● **GIVEN REQUEST**
Pictures in the entries below are excluded; copy only the lines from the one containing "Emit a component" to the one containing "</DelimGroup>", both included.

● **EXTRACTED ENTRIES**
>>>
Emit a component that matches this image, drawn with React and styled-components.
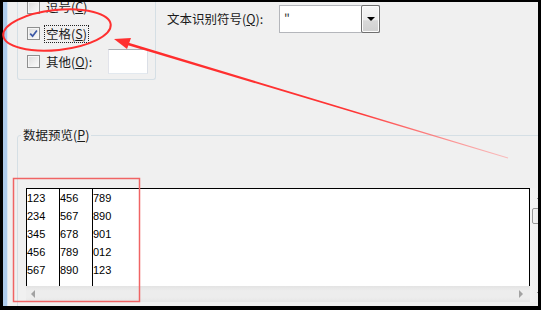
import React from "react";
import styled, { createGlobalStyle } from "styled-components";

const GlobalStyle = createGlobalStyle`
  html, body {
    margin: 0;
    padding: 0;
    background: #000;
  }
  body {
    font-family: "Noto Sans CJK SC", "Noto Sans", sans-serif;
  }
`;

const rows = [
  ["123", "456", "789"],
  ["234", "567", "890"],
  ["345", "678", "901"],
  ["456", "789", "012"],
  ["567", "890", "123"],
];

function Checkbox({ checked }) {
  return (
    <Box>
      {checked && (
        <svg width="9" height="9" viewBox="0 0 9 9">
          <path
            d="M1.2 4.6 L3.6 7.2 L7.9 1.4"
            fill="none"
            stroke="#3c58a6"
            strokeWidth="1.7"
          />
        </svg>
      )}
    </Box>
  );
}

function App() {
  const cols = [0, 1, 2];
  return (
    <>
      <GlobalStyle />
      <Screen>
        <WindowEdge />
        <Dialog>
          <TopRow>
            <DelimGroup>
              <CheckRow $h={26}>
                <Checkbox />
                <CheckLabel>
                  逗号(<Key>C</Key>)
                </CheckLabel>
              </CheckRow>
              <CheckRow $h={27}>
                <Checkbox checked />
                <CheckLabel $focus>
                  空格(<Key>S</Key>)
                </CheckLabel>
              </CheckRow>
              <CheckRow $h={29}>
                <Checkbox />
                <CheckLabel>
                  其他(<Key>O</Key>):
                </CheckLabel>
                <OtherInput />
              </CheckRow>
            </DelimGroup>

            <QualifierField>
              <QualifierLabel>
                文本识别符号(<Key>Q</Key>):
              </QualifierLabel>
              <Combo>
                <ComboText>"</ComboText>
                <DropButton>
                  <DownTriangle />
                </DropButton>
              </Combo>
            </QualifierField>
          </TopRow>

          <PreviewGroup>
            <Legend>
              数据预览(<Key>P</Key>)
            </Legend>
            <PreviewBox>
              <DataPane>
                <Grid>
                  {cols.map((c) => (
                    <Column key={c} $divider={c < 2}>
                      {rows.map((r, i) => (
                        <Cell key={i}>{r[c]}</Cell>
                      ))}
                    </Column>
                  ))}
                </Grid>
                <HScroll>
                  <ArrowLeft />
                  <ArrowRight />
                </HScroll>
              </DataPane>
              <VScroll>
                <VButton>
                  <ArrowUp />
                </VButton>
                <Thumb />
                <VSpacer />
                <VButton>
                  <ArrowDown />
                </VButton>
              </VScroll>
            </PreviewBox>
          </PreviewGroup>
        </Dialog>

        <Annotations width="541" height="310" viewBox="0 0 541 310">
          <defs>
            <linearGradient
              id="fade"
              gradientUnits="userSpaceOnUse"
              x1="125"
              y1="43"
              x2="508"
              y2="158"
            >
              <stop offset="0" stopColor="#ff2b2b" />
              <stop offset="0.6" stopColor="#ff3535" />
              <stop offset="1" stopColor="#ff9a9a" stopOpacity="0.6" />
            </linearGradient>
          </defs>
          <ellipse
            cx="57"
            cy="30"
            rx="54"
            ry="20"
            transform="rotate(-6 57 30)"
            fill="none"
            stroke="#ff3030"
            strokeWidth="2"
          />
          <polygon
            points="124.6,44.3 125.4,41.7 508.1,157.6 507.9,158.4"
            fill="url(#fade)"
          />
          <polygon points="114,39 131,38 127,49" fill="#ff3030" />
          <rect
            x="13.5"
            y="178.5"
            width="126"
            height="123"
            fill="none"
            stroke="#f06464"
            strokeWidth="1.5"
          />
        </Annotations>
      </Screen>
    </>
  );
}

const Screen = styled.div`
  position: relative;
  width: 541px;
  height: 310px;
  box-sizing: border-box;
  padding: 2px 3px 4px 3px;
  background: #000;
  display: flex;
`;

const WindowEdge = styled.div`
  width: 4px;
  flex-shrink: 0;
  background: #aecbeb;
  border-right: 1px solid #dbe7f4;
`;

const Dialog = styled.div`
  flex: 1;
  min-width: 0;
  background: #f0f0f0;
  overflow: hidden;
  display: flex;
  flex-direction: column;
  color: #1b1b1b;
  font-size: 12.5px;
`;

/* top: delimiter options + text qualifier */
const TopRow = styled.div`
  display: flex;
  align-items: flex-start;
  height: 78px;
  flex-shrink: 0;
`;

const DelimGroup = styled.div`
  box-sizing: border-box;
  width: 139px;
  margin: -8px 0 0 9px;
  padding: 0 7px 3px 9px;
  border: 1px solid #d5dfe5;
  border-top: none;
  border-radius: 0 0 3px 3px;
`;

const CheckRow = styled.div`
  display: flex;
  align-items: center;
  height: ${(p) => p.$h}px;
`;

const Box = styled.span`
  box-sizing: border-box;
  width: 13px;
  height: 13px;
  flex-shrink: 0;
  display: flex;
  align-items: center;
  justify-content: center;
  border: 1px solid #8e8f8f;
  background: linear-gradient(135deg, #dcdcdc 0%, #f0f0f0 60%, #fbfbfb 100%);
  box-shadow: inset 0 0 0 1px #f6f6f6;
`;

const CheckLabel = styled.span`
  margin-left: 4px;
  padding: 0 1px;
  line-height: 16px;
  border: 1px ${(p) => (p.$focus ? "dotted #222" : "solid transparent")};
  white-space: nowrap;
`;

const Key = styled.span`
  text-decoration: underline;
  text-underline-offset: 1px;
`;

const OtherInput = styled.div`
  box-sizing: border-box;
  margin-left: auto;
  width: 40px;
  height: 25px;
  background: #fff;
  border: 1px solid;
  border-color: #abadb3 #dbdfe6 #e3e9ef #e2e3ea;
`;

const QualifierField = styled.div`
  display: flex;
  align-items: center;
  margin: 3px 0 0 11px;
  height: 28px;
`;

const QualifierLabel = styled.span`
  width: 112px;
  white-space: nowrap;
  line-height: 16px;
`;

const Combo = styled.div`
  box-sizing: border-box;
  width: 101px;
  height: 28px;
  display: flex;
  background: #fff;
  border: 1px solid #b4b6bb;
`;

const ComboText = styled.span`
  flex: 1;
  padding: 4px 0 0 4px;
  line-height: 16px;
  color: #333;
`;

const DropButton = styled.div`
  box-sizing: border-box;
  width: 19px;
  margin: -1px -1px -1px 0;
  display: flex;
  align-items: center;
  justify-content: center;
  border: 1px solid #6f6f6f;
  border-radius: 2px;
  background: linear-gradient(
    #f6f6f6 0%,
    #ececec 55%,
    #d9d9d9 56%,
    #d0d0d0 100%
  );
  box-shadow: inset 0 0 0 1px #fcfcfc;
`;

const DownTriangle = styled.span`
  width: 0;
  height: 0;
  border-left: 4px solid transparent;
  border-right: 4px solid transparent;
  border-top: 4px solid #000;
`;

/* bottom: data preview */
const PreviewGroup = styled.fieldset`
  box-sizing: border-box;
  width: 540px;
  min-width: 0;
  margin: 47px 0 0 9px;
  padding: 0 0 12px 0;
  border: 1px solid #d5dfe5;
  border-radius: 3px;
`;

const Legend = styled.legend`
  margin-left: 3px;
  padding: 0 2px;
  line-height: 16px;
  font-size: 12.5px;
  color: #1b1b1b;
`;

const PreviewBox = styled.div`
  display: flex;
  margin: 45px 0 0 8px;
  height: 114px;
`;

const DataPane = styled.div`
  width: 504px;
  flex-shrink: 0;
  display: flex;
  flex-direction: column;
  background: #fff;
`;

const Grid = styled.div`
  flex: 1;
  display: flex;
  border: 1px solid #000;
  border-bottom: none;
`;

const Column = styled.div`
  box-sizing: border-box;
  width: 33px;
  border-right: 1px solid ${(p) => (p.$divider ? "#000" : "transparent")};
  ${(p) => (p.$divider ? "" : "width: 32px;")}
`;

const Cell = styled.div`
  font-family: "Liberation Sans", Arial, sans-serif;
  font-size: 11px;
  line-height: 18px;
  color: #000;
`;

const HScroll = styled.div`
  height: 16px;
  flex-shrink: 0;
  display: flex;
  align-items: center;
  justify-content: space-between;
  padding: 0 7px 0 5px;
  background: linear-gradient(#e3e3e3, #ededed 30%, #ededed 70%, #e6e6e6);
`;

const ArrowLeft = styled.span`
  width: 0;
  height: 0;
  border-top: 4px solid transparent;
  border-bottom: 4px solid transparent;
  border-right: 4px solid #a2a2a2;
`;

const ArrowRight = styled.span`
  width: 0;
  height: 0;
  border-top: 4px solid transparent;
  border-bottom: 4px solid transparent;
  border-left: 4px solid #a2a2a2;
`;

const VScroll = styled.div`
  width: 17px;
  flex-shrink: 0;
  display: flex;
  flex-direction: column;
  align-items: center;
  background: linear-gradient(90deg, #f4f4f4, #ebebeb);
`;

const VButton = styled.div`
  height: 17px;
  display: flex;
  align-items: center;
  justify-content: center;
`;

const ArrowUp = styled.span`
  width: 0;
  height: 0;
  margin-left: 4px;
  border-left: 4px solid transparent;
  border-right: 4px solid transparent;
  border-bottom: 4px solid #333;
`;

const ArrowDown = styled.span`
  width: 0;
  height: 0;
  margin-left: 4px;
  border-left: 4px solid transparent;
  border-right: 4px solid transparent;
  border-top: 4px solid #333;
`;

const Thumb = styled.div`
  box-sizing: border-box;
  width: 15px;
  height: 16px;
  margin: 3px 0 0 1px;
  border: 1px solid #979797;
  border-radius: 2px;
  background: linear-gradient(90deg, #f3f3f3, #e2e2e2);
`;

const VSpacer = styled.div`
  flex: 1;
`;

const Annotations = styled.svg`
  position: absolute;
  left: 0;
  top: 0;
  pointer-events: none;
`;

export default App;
<<<
>>>
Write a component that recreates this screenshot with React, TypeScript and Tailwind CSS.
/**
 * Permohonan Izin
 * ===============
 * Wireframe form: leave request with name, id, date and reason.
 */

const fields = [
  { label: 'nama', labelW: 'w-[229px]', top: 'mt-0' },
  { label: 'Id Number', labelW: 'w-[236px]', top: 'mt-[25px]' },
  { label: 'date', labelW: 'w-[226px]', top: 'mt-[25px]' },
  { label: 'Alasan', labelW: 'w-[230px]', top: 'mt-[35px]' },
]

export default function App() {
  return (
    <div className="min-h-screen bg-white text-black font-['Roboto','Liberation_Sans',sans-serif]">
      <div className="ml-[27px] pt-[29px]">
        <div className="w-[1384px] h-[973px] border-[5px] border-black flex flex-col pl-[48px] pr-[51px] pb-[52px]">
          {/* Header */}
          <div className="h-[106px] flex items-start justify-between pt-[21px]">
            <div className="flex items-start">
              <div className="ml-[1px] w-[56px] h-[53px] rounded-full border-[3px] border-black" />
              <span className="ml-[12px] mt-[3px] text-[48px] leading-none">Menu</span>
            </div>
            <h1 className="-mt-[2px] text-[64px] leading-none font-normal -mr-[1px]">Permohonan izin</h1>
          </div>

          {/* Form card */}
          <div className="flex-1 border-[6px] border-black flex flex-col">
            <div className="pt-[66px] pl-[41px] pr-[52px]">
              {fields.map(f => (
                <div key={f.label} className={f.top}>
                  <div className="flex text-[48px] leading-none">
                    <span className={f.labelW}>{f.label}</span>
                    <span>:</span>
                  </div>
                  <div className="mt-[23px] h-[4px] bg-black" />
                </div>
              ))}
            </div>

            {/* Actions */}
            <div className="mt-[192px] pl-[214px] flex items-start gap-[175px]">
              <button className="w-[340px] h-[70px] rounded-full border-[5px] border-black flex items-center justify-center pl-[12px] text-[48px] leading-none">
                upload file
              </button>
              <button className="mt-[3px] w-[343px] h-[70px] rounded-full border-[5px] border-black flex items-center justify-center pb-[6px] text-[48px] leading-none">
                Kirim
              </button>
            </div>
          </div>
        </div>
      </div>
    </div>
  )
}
<<<
● **EXPECTED ANSWER**
Emit a component that matches this image, drawn with React and styled-components.
import React from "react";
import styled, { createGlobalStyle } from "styled-components";

const GlobalStyle = createGlobalStyle`
  html, body {
    margin: 0;
    padding: 0;
    background: #000;
  }
  body {
    font-family: "Noto Sans CJK SC", "Noto Sans", sans-serif;
  }
`;

const rows = [
  ["123", "456", "789"],
  ["234", "567", "890"],
  ["345", "678", "901"],
  ["456", "789", "012"],
  ["567", "890", "123"],
];

function Checkbox({ checked }) {
  return (
    <Box>
      {checked && (
        <svg width="9" height="9" viewBox="0 0 9 9">
          <path
            d="M1.2 4.6 L3.6 7.2 L7.9 1.4"
            fill="none"
            stroke="#3c58a6"
            strokeWidth="1.7"
          />
        </svg>
      )}
    </Box>
  );
}

function App() {
  const cols = [0, 1, 2];
  return (
    <>
      <GlobalStyle />
      <Screen>
        <WindowEdge />
        <Dialog>
          <TopRow>
            <DelimGroup>
              <CheckRow $h={26}>
                <Checkbox />
                <CheckLabel>
                  逗号(<Key>C</Key>)
                </CheckLabel>
              </CheckRow>
              <CheckRow $h={27}>
                <Checkbox checked />
                <CheckLabel $focus>
                  空格(<Key>S</Key>)
                </CheckLabel>
              </CheckRow>
              <CheckRow $h={29}>
                <Checkbox />
                <CheckLabel>
                  其他(<Key>O</Key>):
                </CheckLabel>
                <OtherInput />
              </CheckRow>
            </DelimGroup>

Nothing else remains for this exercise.